There are certain tricks storytellers use, moves that keep the audience's minds or livers from getting anxious and hitting the bar. Band of Horses owns a heavy arsenal of those tricks -- but we'll get to that shortly.

Co., the opening act last night at the Ogden, hasn't really mastered them. The band -- which hails from South Carolina and boasts the least Google-able name in Internet-era rock -- sounded good enough, mixing southern indie-rock fare with some bluesier stuff.

Their drummer was worth keeping an ear on, and the frontman was charming enough. But their songs sort of droned, and so did their set -- same sounds, same song lengths, same rhythms, Maybe I'll check my phone, I think need a beer, When do the headliners come on? That's the life of an opener, I guess, but you root for bands to overcome that. Co. didn't.

Eventually Band of Horses' scruffy frontman Ben Bridwell strolled out, stripped off his jacket and went to work: "We should go ahead and get started, I guess."

The crowd was ready by then. (The crowd was also tied for whitest I've ever seen with a Conor Oberst show. It was like a How I Met Your Mother cast party, but with lots of girls with Xs drawn on their hands -- always a nice reminder that you're not that cool anymore).

They opened with -- hey! -- "The First Song," which is a testament to their storytelling skills and was microcosmic of their set: It starts lullaby-slow and builds toward a crescendo somewhere toward the end, then winds down gently through the encore.

The band worked flawlessly through the familiar tracks from their first two albums -- "Great Salt Lake," "Is There a Ghost," "No One's Gonna Love You," etc. The set hit its giant, wave-crashing peak that had the aforementioned X-Women shedding tears on the edge of the stage with "The Funeral," which is lovely little mindfuck when you think about it.

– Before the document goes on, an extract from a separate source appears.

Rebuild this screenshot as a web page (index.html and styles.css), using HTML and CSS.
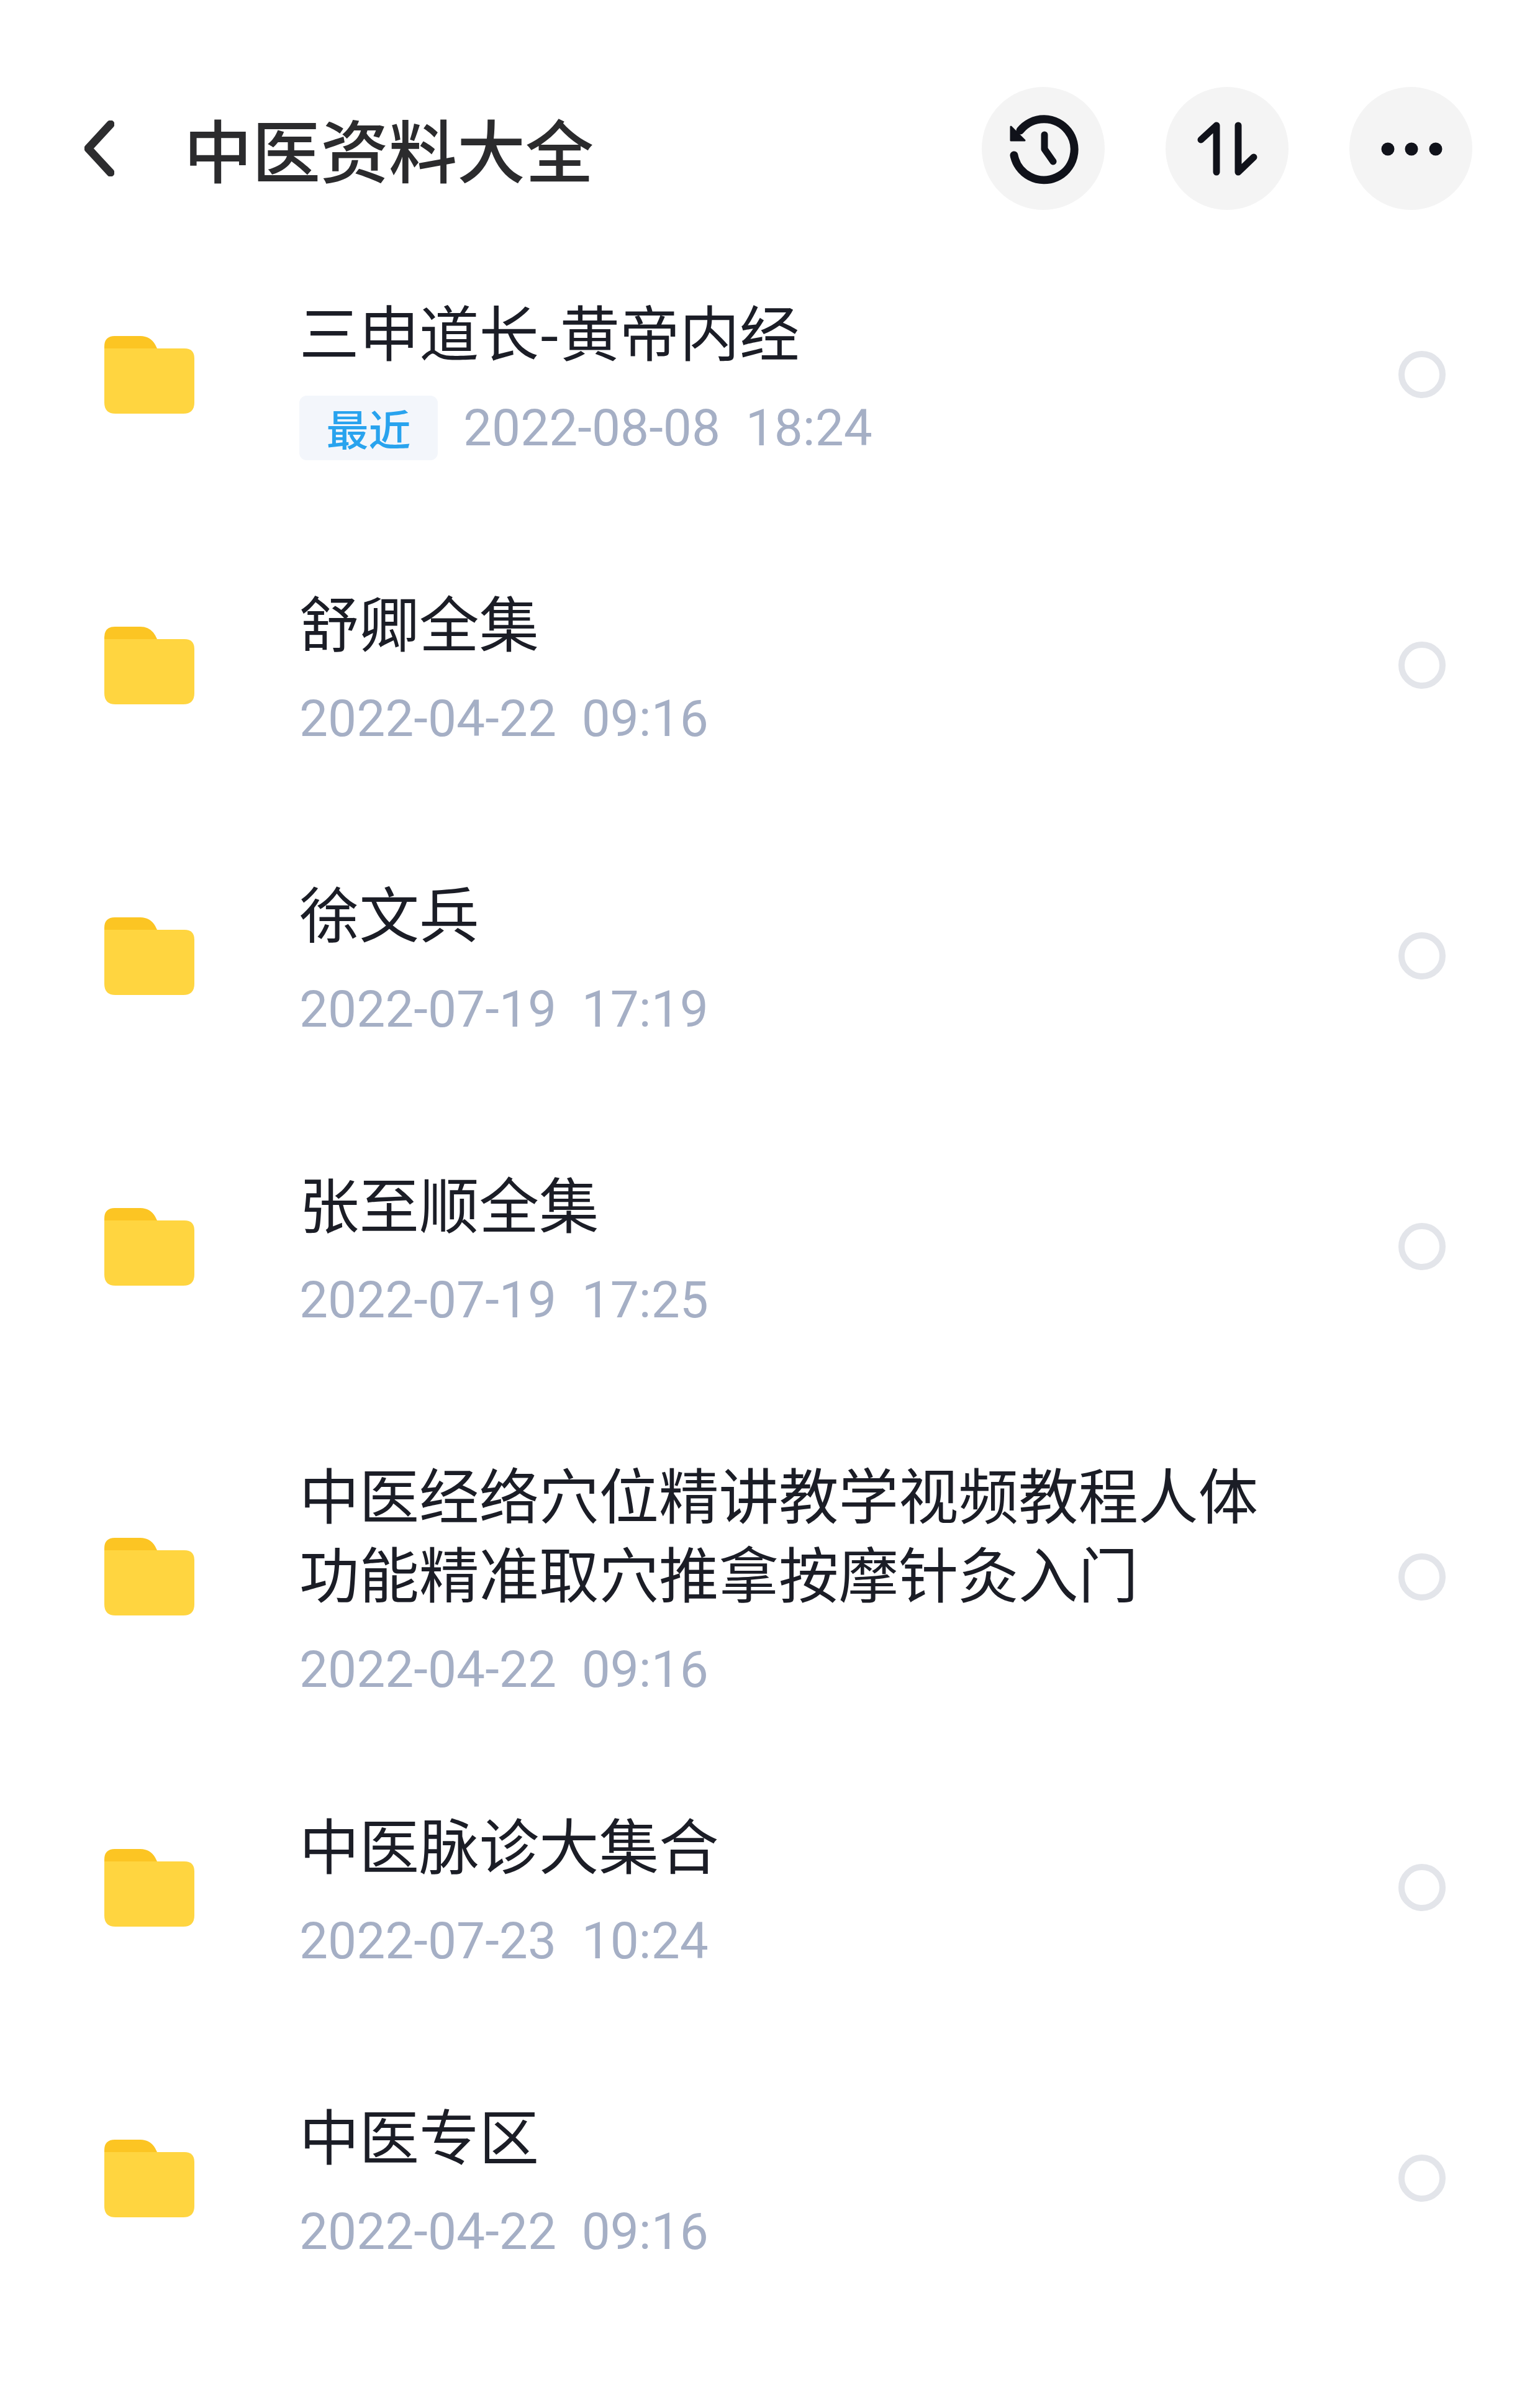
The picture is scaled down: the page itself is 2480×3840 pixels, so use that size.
FILE: index.html

```html
<!DOCTYPE html>
<html lang="zh-CN">
<head>
  <meta charset="UTF-8">
  <meta name="viewport" content="width=device-width, initial-scale=1.0">
  <title>中医资料大全</title>
  <link rel="stylesheet" href="styles.css">
</head>
<body>
  <svg class="defs" width="0" height="0">
    <symbol id="folder" viewBox="0 0 145 125">
      <path fill="#fcc523" d="M0 40 V17 Q0 0 17 0 H58 Q74 0 82 14 L90 30 H0 Z"/>
      <path fill="#ffd540" d="M0 20 H129 Q145 20 145 36 V107 Q145 125 127 125 H18 Q0 125 0 107 Z"/>
    </symbol>
  </svg>

  <header class="top-bar">
    <svg class="back" viewBox="0 0 48 90">
      <path d="M42 6 L6 45 L42 84"/>
    </svg>
    <h1 class="page-title">中医资料大全</h1>
    <div class="actions">
      <button class="round-btn">
        <svg viewBox="0 0 198 198">
          <path class="line" d="M52 110 A49 49 0 1 0 62 70"/>
          <path class="line thin" d="M101 77 V100 L115 120"/>
          <path class="head" d="M47 64 V86 H69 Z"/>
        </svg>
      </button>
      <button class="round-btn">
        <svg viewBox="0 0 198 198">
          <path class="line thin" d="M57 85 L82 62 V137"/>
          <path class="line thin" d="M117 62 V137 L142 113"/>
        </svg>
      </button>
      <button class="round-btn">
        <svg viewBox="0 0 198 198">
          <circle class="dot" cx="62" cy="100" r="10.5"/>
          <circle class="dot" cx="100" cy="100" r="10.5"/>
          <circle class="dot" cx="139" cy="100" r="10.5"/>
        </svg>
      </button>
    </div>
  </header>

  <ul class="file-list">
    <li class="file-row">
      <svg class="folder"><use href="#folder"/></svg>
      <div class="file-text">
        <div class="file-name">三申道长-黄帝内经</div>
        <div class="file-meta"><span class="tag">最近</span><span class="file-date">2022-08-08  18:24</span></div>
      </div>
      <span class="radio"></span>
    </li>
    <li class="file-row">
      <svg class="folder"><use href="#folder"/></svg>
      <div class="file-text">
        <div class="file-name">舒卿全集</div>
        <div class="file-meta"><span class="file-date">2022-04-22  09:16</span></div>
      </div>
      <span class="radio"></span>
    </li>
    <li class="file-row">
      <svg class="folder"><use href="#folder"/></svg>
      <div class="file-text">
        <div class="file-name">徐文兵</div>
        <div class="file-meta"><span class="file-date">2022-07-19  17:19</span></div>
      </div>
      <span class="radio"></span>
    </li>
    <li class="file-row">
      <svg class="folder"><use href="#folder"/></svg>
      <div class="file-text">
        <div class="file-name">张至顺全集</div>
        <div class="file-meta"><span class="file-date">2022-07-19  17:25</span></div>
      </div>
      <span class="radio"></span>
    </li>
    <li class="file-row tight">
      <svg class="folder"><use href="#folder"/></svg>
      <div class="file-text">
        <div class="file-name">中医经络穴位精讲教学视频教程人体功能精准取穴推拿按摩针灸入门</div>
        <div class="file-meta"><span class="file-date">2022-04-22  09:16</span></div>
      </div>
      <span class="radio"></span>
    </li>
    <li class="file-row">
      <svg class="folder"><use href="#folder"/></svg>
      <div class="file-text">
        <div class="file-name">中医脉诊大集合</div>
        <div class="file-meta"><span class="file-date">2022-07-23  10:24</span></div>
      </div>
      <span class="radio"></span>
    </li>
    <li class="file-row">
      <svg class="folder"><use href="#folder"/></svg>
      <div class="file-text">
        <div class="file-name">中医专区</div>
        <div class="file-meta"><span class="file-date">2022-04-22  09:16</span></div>
      </div>
      <span class="radio"></span>
    </li>
  </ul>
</body>
</html>
```

FILE: styles.css

```css
body {
  margin: 0;
  background-color: #fff;
  font-family: "Noto Sans CJK SC", "Noto Sans", sans-serif;
}

.defs {
  display: block;
}

.top-bar {
  display: flex;
  align-items: center;
  height: 198px;
  padding: 140px 109px 31px 136px;
}

.back {
  width: 48px;
  height: 90px;
  margin-right: 112px;
  fill: none;
  stroke: #2d2d2f;
  stroke-width: 13;
  stroke-linecap: round;
  stroke-linejoin: round;
}

.page-title {
  margin: 0 0 3px;
  font-size: 110px;
  font-weight: 500;
  line-height: 140px;
  color: #2b2b2d;
}

.actions {
  display: flex;
  gap: 98px;
  margin-left: auto;
}

.round-btn {
  width: 198px;
  height: 198px;
  padding: 0;
  border: none;
  border-radius: 50%;
  background-color: #f4f4f4;
}

.round-btn svg {
  display: block;
  width: 198px;
  height: 198px;
}

.line {
  fill: none;
  stroke: #10121a;
  stroke-width: 13;
  stroke-linecap: round;
  stroke-linejoin: round;
}

.line.thin {
  stroke-width: 11;
}

.head {
  fill: #10121a;
  stroke: #10121a;
  stroke-width: 3;
  stroke-linejoin: round;
}

.dot {
  fill: #10121a;
}

.file-list {
  margin: 0;
  padding: 0;
  list-style: none;
}

.file-row {
  display: flex;
  align-items: center;
  padding: 96px 0;
}

/* the long two line row sits closer to the next one */
.file-row.tight {
  margin-bottom: -31px;
}

.folder {
  flex: none;
  width: 145px;
  height: 125px;
  margin-left: 168px;
  margin-right: 169px;
}

.file-text {
  width: 1560px;
  padding-top: 3px;
}

.file-name {
  font-size: 96.5px;
  line-height: 127px;
  color: #1b1d26;
}

.file-meta {
  display: flex;
  align-items: center;
  height: 104px;
  margin-top: 42px;
}

.tag {
  width: 223px;
  height: 104px;
  margin-right: 41px;
  border-radius: 12px;
  background-color: #f3f6fb;
  font-size: 68px;
  font-weight: 500;
  line-height: 104px;
  text-align: center;
  color: #29a3ee;
}

.file-date {
  font-family: Roboto, "Liberation Sans", sans-serif;
  font-size: 82px;
  line-height: 104px;
  white-space: pre;
  color: #a5afc5;
}

.radio {
  flex: none;
  box-sizing: border-box;
  width: 76px;
  height: 76px;
  margin-left: 210px;
  border: 10px solid #e3e5ea;
  border-radius: 50%;
}
```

Here's this song about a daily obsession with death -- this song that, if you listen to it enough and at the right times, will rip your heart out and use it for a game of Wiffle Ball -- and it was the ass-shaking peak of the night, the one song that had everyone relinquishing control of their limbs and happily flinging sweat onto their neighbors.

This song should leave you hiding under your bed, and instead it does this? Don't let the ironic facial hair fool you: These are pros at work. From front to back, it was the work of tacticians: Bridwell's disarmingly high-pitched voice filled the Ogden without overwhelming it, and he harmonized perfectly with his bandmates. And song-selection-wise, every lull was followed by a burst, every uppercut comboed with a light jab.

That pattern continued through "Ode to LRC," which could probably play over the ending credits of every non-John Singleton movie made in the next five years -- and is another song that stands out for its sweeping emotional arc. They're little stories, these songs, and you don't have to understand a single word to follow along.

The show ended with a thee-song encore (see the set list below), during which I saw more tears flowing from the eyes of young fans. The whole thing made me wish I was a teenage girl again.